Now, I am a life-long geek and a science fiction fan myself, and I don’t find anything ugly in peoples’ enjoyment of what ever literary enthusiasms or consensual lifeways or creative expressivities that move them. I’ve said this and acted on this in every area of my life — on my blog, in my feminist, queer, multicultural political activism, and in my teaching practice among Berkeley undergraduates interested in theory and activism and among the artists in the San Francisco Art Institute for years and years and years now. When it comes to flying their freak flag as freaks, I am more than freak enough myself to say, to them and to you and to myself, as I always have done, let a bazillions flowers bloom.

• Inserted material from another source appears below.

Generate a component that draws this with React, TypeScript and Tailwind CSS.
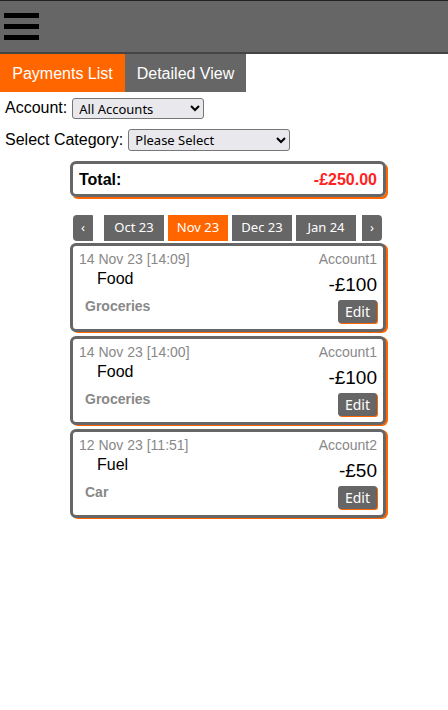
import React, { useState } from 'react';

interface Payment {
  date: string;
  time: string;
  account: string;
  name: string;
  amount: string;
  category: string;
}

const payments: Payment[] = [
  { date: '14 Nov 23', time: '14:09', account: 'Account1', name: 'Food', amount: '-£100', category: 'Groceries' },
  { date: '14 Nov 23', time: '14:00', account: 'Account1', name: 'Food', amount: '-£100', category: 'Groceries' },
  { date: '12 Nov 23', time: '11:51', account: 'Account2', name: 'Fuel', amount: '-£50', category: 'Car' },
];

const months = ['Oct 23', 'Nov 23', 'Dec 23', 'Jan 24'];

function PaymentCard({ p }: { p: Payment }) {
  return (
    <div className="w-[316px] h-[89px] border-[3px] border-[#666] rounded-[6px] shadow-[2px_1px_0_#ff6600] bg-white px-[6px] pt-[5px]">
      <div className="flex justify-between text-[14px] leading-[16px] text-[#888]">
        <span>{p.date} [{p.time}]</span>
        <span>{p.account}</span>
      </div>
      <div className="flex justify-between items-start mt-[2px]">
        <span className="pl-[18px] text-[16px] leading-[20px] text-black">{p.name}</span>
        <span className="text-[19px] leading-[22px] mt-[5px] text-black">{p.amount}</span>
      </div>
      <div className="flex justify-between items-start mt-[1px]">
        <span className="pl-[6px] pt-[1px] text-[14px] leading-[16px] font-bold text-[#888]">{p.category}</span>
        <button className="mt-[3px] h-[23px] px-[7px] rounded-[3px] bg-[#666] text-white text-[14px] shadow-[1px_1px_0_#ff6600] font-['Noto_Sans',sans-serif]">
          Edit
        </button>
      </div>
    </div>
  );
}

export default function App() {
  const [tab, setTab] = useState(0);
  const [month, setMonth] = useState(1);

  return (
    <div className="w-[448px] h-[710px] bg-white font-['Liberation_Sans',Arial,sans-serif] text-black">
      {/* Header */}
      <div className="h-[54px] bg-[#666] border-t border-t-[#222] border-b-2 border-b-[#444] flex flex-col gap-[6px] pt-[12px] pl-[4px]">
        <div className="w-[35px] h-[5px] bg-black" />
        <div className="w-[35px] h-[5px] bg-black" />
        <div className="w-[35px] h-[5px] bg-black" />
      </div>

      {/* Tabs */}
      <div className="flex h-[38px]">
        <button
          onClick={() => setTab(0)}
          className={`w-[125px] pt-[2px] text-white text-[16px] ${tab === 0 ? 'bg-[#ff6600]' : 'bg-[#666]'}`}
        >
          Payments List
        </button>
        <button
          onClick={() => setTab(1)}
          className={`w-[121px] pt-[2px] text-white text-[16px] ${tab === 1 ? 'bg-[#ff6600]' : 'bg-[#666]'}`}
        >
          Detailed View
        </button>
      </div>

      {/* Filters */}
      <div className="pl-[5px] pt-[5px]">
        <div className="flex items-center h-[22px]">
          <span className="text-[16px]">Account:</span>
          <select className="ml-[5px] w-[132px] h-[21px] border border-[#767676] rounded-[3px] bg-[#e9e9ed] text-[13px] pl-[2px] font-['Noto_Sans',sans-serif]">
            <option>All Accounts</option>
          </select>
        </div>
        <div className="flex items-center h-[22px] mt-[10px]">
          <span className="text-[16px]">Select Category:</span>
          <select className="ml-[5px] w-[162px] h-[22px] border border-[#767676] rounded-[3px] bg-[#e9e9ed] text-[13px] pl-[2px] font-['Noto_Sans',sans-serif]">
            <option>Please Select</option>
          </select>
        </div>
      </div>

      <div className="ml-[70px] mt-[10px]">
        {/* Total */}
        <div className="w-[316px] h-[36px] border-[3px] border-[#666] rounded-[6px] shadow-[2px_2px_0_#ff6600] flex items-center justify-between px-[6px] pt-[1px]">
          <span className="font-bold text-[16px]">Total:</span>
          <span className="font-bold text-[16px] text-[#ff2222]">-£250.00</span>
        </div>

        {/* Month nav */}
        <div className="flex mt-[18px] ml-[3px] h-[26px] text-white text-[13px] font-['Noto_Sans',sans-serif]">
          <button className="w-[20px] bg-[#666] rounded-l-[4px] rounded-tr-[1px]">‹</button>
          {months.map((m, i) => (
            <button
              key={m}
              onClick={() => setMonth(i)}
              className={`w-[60px] ${i === 0 ? 'ml-[11px]' : 'ml-[4px]'} ${month === i ? 'bg-[#ff6600]' : 'bg-[#666]'}`}
            >
              {m}
            </button>
          ))}
          <button className="w-[20px] ml-[6px] bg-[#666] rounded-r-[4px]">›</button>
        </div>

        {/* Payments */}
        <div className="flex flex-col gap-[4px] mt-[2px]">
          {payments.map((p, i) => (
            <PaymentCard key={i} p={p} />
          ))}
        </div>
      </div>
    </div>
  );
}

It’s true that transhumanoids say a lot I find rather facile and incoherent and regressive and delusive and silly in my view. My saying so is part of the free expression you presumably champion. My saying so about things you actually publish and so offer up to public scrutiny is something you should expect as a matter of course.

I think scientism is wrong, I think reductionism is wrong, I think technological determinism is wrong, I think the ideology of natural progress is wrong, I think the idea of technical without social progress is wrong, I think the idea of technocracy is wrong, I think the idea of eugenicism is wrong, I think the ideas of neoliberalism is wrong, and I believe that many, even most, transhumanists advocate some or all of these ideas as indispensable dimensions of their transhumanism (and others who might disapprove of these ideas but fail to grasped their role within transhumanism are also supporting inadvertently in ignorance or error).